>> START
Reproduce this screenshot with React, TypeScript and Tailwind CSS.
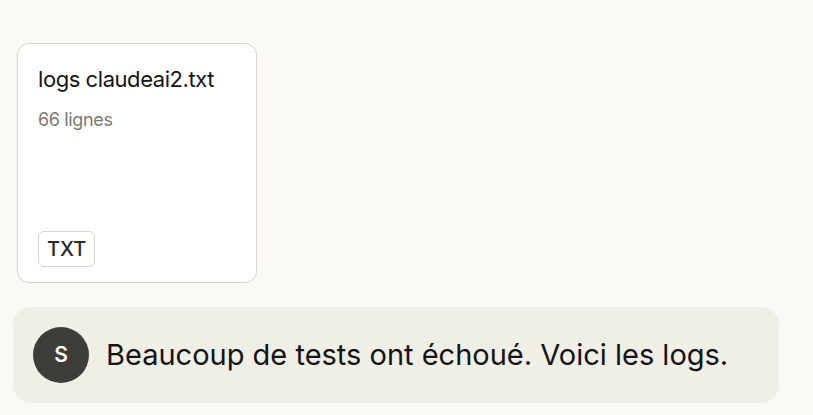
export default function App() {
    return (
        <div className="min-h-[415px] w-[813px] bg-[#faf9f5] pt-[43px] pl-[13px]" style={{ fontFamily: 'Inter, "Noto Sans", sans-serif' }}>
            <div className="flex flex-col gap-[24px]">
                {/* attachment card */}
                <div className="ml-[4px] flex h-[240px] w-[240px] flex-col justify-between rounded-[12px] border border-[#d6d4cd] bg-white px-[20px] pt-[20px] pb-[15px]">
                    <div className="flex flex-col gap-[14px]">
                        <div className="text-[22px] leading-[30px] tracking-[-0.02em] text-[#141413]">logs claudeai2.txt</div>
                        <div className="text-[18px] leading-[24px] tracking-[-0.02em] text-[#7a7973]">66 lignes</div>
                    </div>
                    <div className="flex">
                        <span className="rounded-[6px] border border-[#d6d4cd] bg-white px-[8px] py-[3px] text-[20px] font-medium leading-[28px] text-[#2b2b29]">TXT</span>
                    </div>
                </div>

                {/* user message */}
                <div className="flex h-[96px] w-[766px] items-center gap-[17px] rounded-[18px] bg-[#efeee7] pl-[20px]">
                    <div className="flex h-[56px] w-[56px] shrink-0 items-center justify-center rounded-full bg-[#3d3d3a] text-[21px] font-semibold text-white">S</div>
                    <div className="text-[29px] leading-[38px] text-[#141413]">Beaucoup de tests ont échoué. Voici les logs.</div>
                </div>
            </div>
        </div>
    )
}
>> END
Aim: Write the listing above out again exactly, dropping each image.

Complete answer:
Reproduce this screenshot with React, TypeScript and Tailwind CSS.
export default function App() {
    return (
        <div className="min-h-[415px] w-[813px] bg-[#faf9f5] pt-[43px] pl-[13px]" style={{ fontFamily: 'Inter, "Noto Sans", sans-serif' }}>
            <div className="flex flex-col gap-[24px]">
                {/* attachment card */}
                <div className="ml-[4px] flex h-[240px] w-[240px] flex-col justify-between rounded-[12px] border border-[#d6d4cd] bg-white px-[20px] pt-[20px] pb-[15px]">
                    <div className="flex flex-col gap-[14px]">
                        <div className="text-[22px] leading-[30px] tracking-[-0.02em] text-[#141413]">logs claudeai2.txt</div>
                        <div className="text-[18px] leading-[24px] tracking-[-0.02em] text-[#7a7973]">66 lignes</div>
                    </div>
                    <div className="flex">
                        <span className="rounded-[6px] border border-[#d6d4cd] bg-white px-[8px] py-[3px] text-[20px] font-medium leading-[28px] text-[#2b2b29]">TXT</span>
                    </div>
                </div>

                {/* user message */}
                <div className="flex h-[96px] w-[766px] items-center gap-[17px] rounded-[18px] bg-[#efeee7] pl-[20px]">
                    <div className="flex h-[56px] w-[56px] shrink-0 items-center justify-center rounded-full bg-[#3d3d3a] text-[21px] font-semibold text-white">S</div>
                    <div className="text-[29px] leading-[38px] text-[#141413]">Beaucoup de tests ont échoué. Voici les logs.</div>
                </div>
            </div>
        </div>
    )
}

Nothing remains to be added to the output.